Wanting to make a western at a time when the genre was considered utterly passé by Hollywood, writer / director Peter Hyams crafted a clever riff on High Noon (1952), reworking a small desert town with a lack of law abiding citizens into a corrupt mining operation on Jupiter’s moon Io, where the local sheriff stands alone against a corporate manager and a pair of hit men on an incoming shuttle.
Hyams got extremely lucky when Sean Connery was cast, because the actor gives total credence to the stalwart hero who’s surrounded by morally lax colleagues, and workers jacked up on a drug that offers high productivity for its users in exchange for a psychotic break 12 months later. Sheriff O’Niel isn’t a coward, but he’s professionally lost, picking up shitty space mining assignments that have taxed his marriage and thus far prevented his son from growing up on Earth like his parents.

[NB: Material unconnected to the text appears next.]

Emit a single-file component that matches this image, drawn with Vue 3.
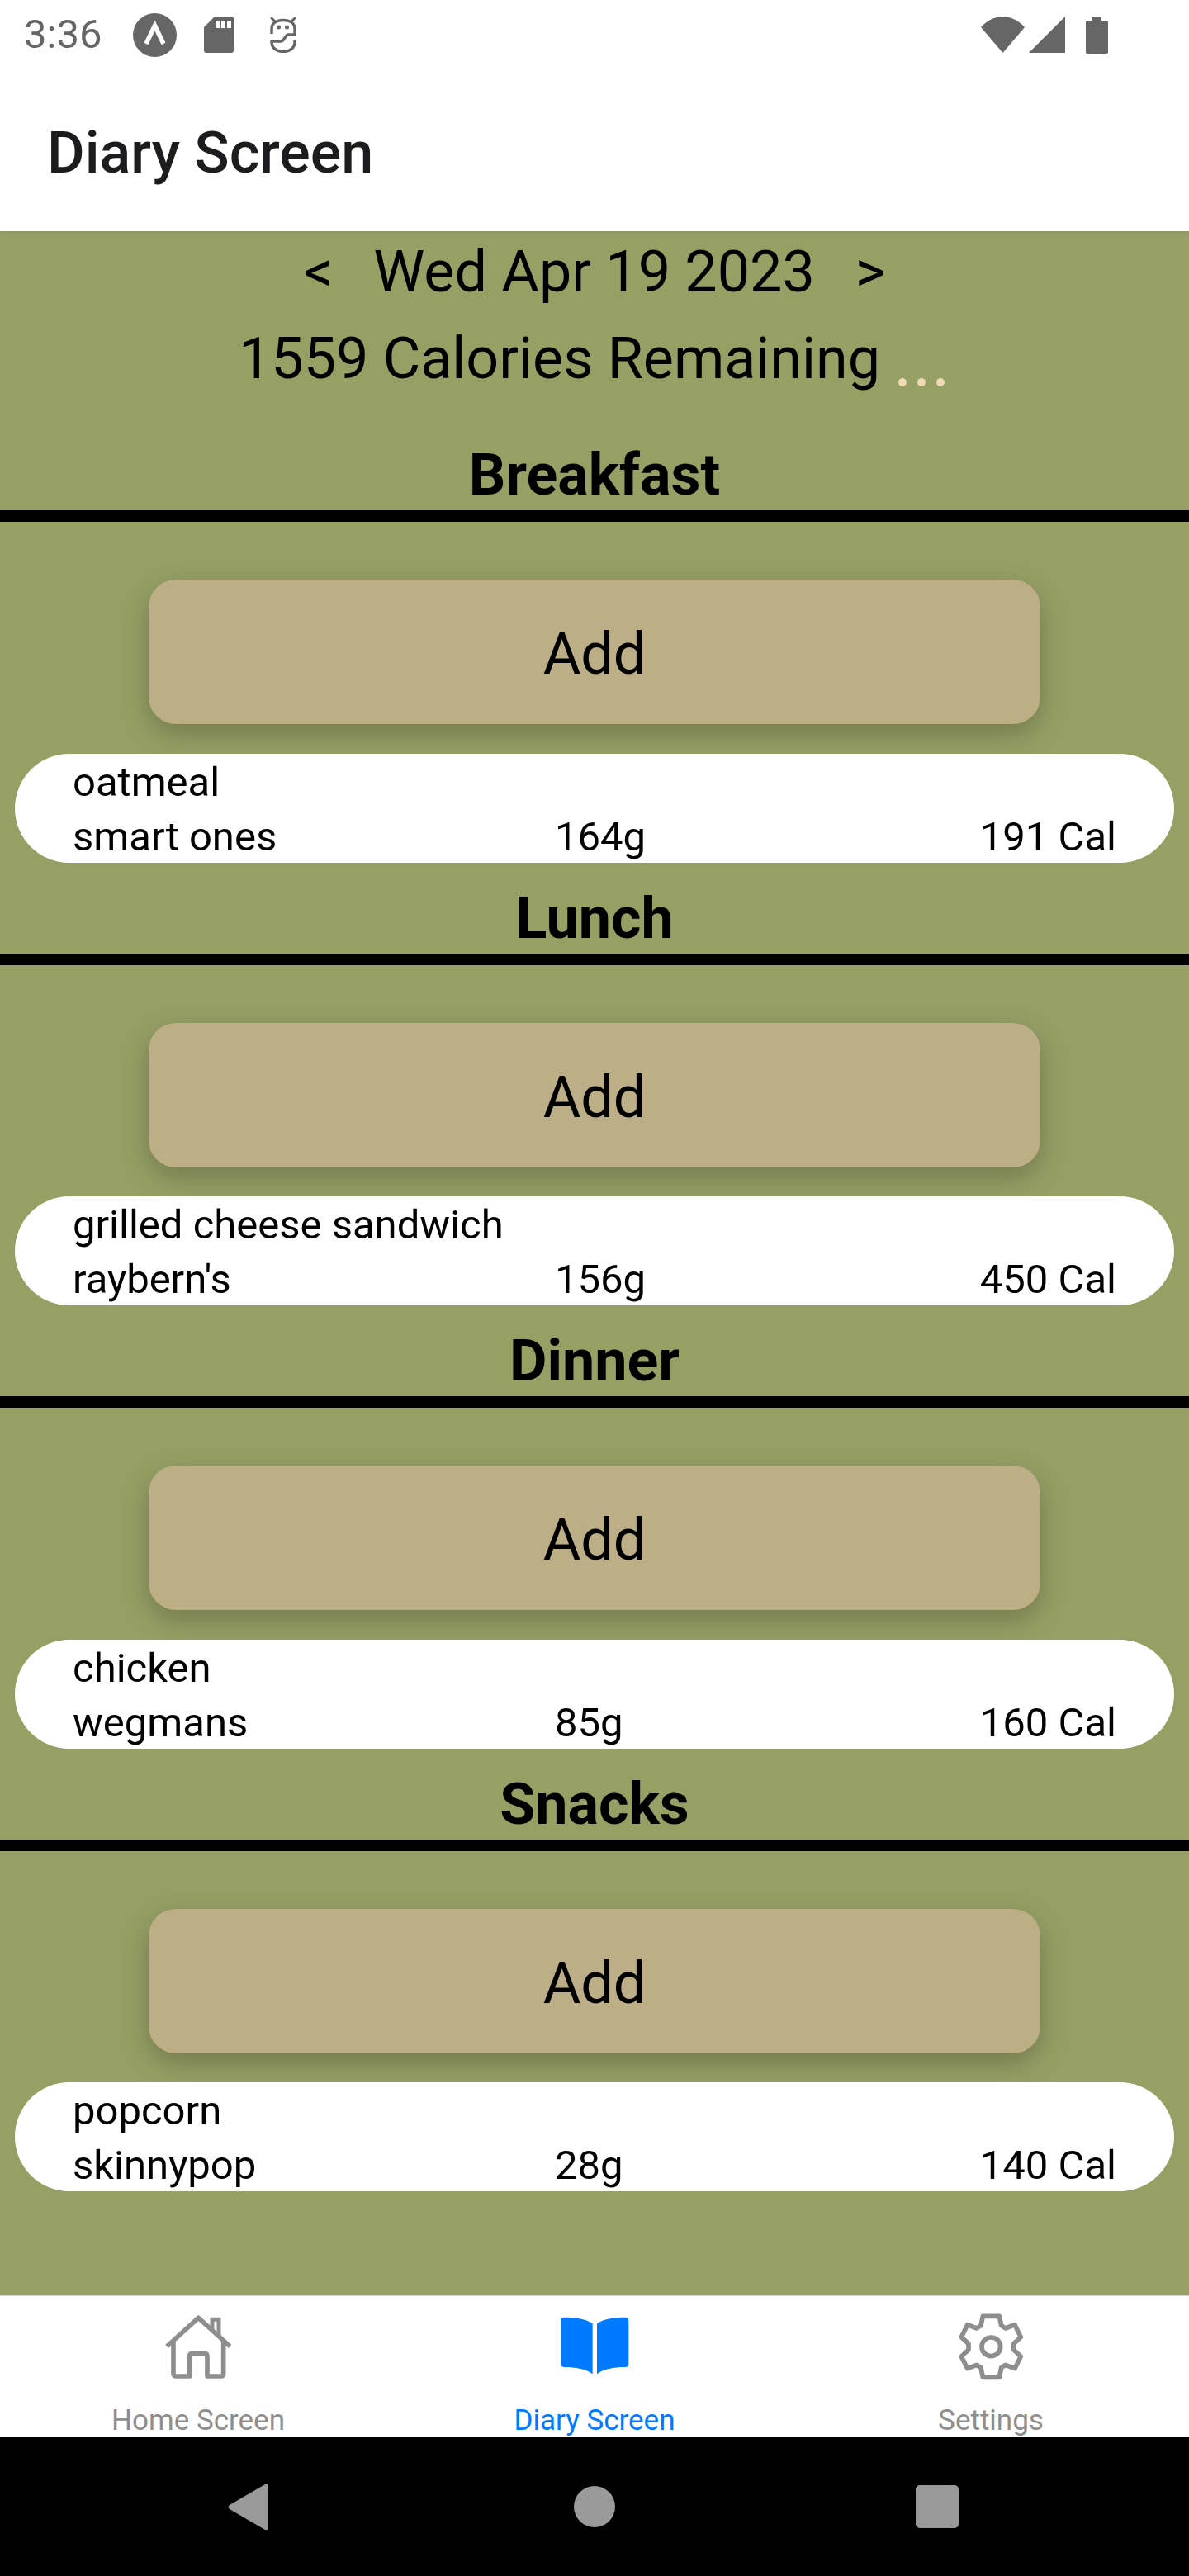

O’Niel’s put in a bind when he has to choose between a job he hates, taking down a corrupt system, and returning to Earth with his family, and Hyams adds a low-level potential romance with sharp-witted Dr. Lazarus (scene-stealer Frances Sternhagen) who’s pivotal in keeping him safe when the goon squad arrives on an early shuttle.
As a sci-fi thriller, Outland’s aged extremely well because of the fine casting (Peter Boyle is particularly menacing as the corrupt operations manage) and a tightly designed environment where too many desperate & bored people are stuck in a human sardine can until the end of their contracts. It’s also a generic mining town that’s separated several families, which makes the environment easily identifiable to current audiences.
In addition to the cast, Hyams had an excellent production designer, editor Stuart Baird (Die Hard), and composer Jerry Goldmsith, who composed a robust score using a full-sounding orchestra and slight electronic elements. Hyams had worked with Goldsmith before (Capricorn One), and the director wanted to capture the ambiance established at the beginning of Alien (1979) by using both that film’s composer, and designing a title sequence with a similar use of sparse music and graphic title design.
Warner Home Video’s Blu-ray sports a nice transfer of the film, and although it was released in 70mm for the benefit of big screen multitrack sound, the BR’s sound mix is rather humble; it’s still a good sound mix, but there’s a lack of oomph, and Goldsmith’s score isn’t as punchy as the soundtrack album.
A nice bonus is a director’s commentary track (not present on the original DVD), with Hyams generally maintaining straight talk to the end, discussing the film’s entire production and release history. There’s also a nice nod to the long-dead Ladd Company which, in his eyes, was respected by filmmakers because company head Alan Ladd Jr. gave directors more creative freedom.
The included trailer typically blows all the action highlights (and an important revelation), and it’s also a bit amusing for the hasty obfuscation of nudity present in a MRI examination sequence.
Only qualm: Why would the local law be outfitted with guns that would destroy the fragile environment with one salvo, as evidenced in the space walk chase? If you can accept Hyams’ ridiculous conceit of guns in space, Outland’s grand sci-fi that works best when splashed on a big screen, maximizing its visual scope and editorial kinetics.